Review: Arcade Fire - Reflektor
2006's Neon Bible was a misfire to some, but it contains two of Arcade Fire’s best tracks so far in ‘No Cars Go’ and ‘Keep the Car Running.’ 2010 saw mainstream acceptance of the Canadian weirdos (I have nothing to back this up with other than some unfortunate promo photos) with the release of their third album The Suburbs. I’m still not quite sure about The Suburbs. It has a grown-up head on its overburdened shoulders and could do with a lighter touch here or there.
Then this year Arcade Fire announced that their fourth album would be produced by James Murphy, of the sorely missed LCD Soundsystem. I proceeded to experience the kind of sweaty nervous excitement that is the sole preserve of an English thirty year-old man in deific love with a 43 year-old overweight man from New York who he's never met before and probably never will thanks to this.
The first product of this union, which is essentially hipster-catnip, was the single ‘Reflektor’ released last month.
Let’s talk about the single ‘Reflektor’ for a while...
‘Reflektor’ is a mixture of subtle funk, louche disco rhythms, something blippy-bloppy in the background that I really fucking love and co-vocalist Régine Chassagne’s almost sickly sweet vocals giving way under the weight of a crashing chorus that holds just enough back to leave you demanding more. It’s 7m34s long but that’s not long enough, as far as I’m concerned this could carry on forever. I breathlessly love ‘Reflektor’ in a way that clouds my critical judgement. In fact there’s a whole album left to review when I eventually get past this opening track. All two discs and 75 minutes of it.
So Reflektor the album then...
James Murphy’s subtle dash of funk gives tracks like ‘We Exist’ and ‘Here Comes the Night Time’ a sexy pulse that, although very new to Arcade Fire, wears them surprisingly well. It helps reign in their more operatic leanings, and provides them with a sturdy base to noodle around. ‘Here Comes the Night Time’ is perhaps the most playful Arcade Fire have ever sounded. Win Butler’s vocals are now much lower in the mix too, which helps to curb some of that Arcade Fire grandiosity.
‘Flashbulb Eyes’ reflects Arcade Fire's recent Jamaican influence at its most obvious, but its more Peaking Lights style futuristic dub, then anything too heavy-handed. I’m looking in your general direction Snoop Dogg. Assuming that is you through the cloud of smoke.
“Do you like rock and roll music? Because I don’t know if I do.” ‘Normal Person’ begins with this note of barely concealed shame, but soon turns into a storming rejection of machismo, MOR and homogeny; everything that rock and roll has become. ‘Joan of Arc’ is a ridiculously dramatic track that takes in a bit of David Bowie glam, eighties power-pop chorus and a beautifully maudlin coda.

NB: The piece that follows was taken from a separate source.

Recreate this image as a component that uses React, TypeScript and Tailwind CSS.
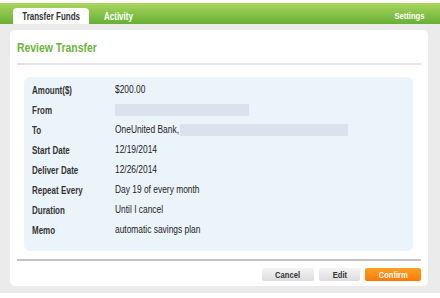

Reflektor has its low points though, and most of them appear in the second half. ‘You Already Know’ has the jarring presence of a Jonathan Ross cameo to overcome before you can even attempt to enjoy this surprisingly bog-standard piece of rock and roll, that comes as a hypocritical counterpoint to the previous track, 'Normal Person'.
‘Awful Sound (Oh Eurydice)’ sounds too much like a James Murphy exploration of Vangelis style synths than anything particularly collaborative. Similarly ‘It’s Never Over (Oh Orpheus)’ sounds the most similar to LCD Soundsystem, with chanted, repetitive vocals and electronic sounds adding as much to the melody as the traditional instruments. There's even technically a proper dance track here in 'Afterlife'.
As much as I assumed I would enjoy an Arcade Fire approximation of LCD Soundsystem, it turns out I'm wrong. When the band pushes into this more blatant LCD-esque place they sound as derivative and meandering as a ten year old guitar band pretending to be LCD Soundsystem.
This is only for a few tracks though; thankfully the rest of Reflektor is a dark slice of disco in keeping with their first album 'Funeral' and the best work of Murphy: half in love with the dancefloor and half in love with death.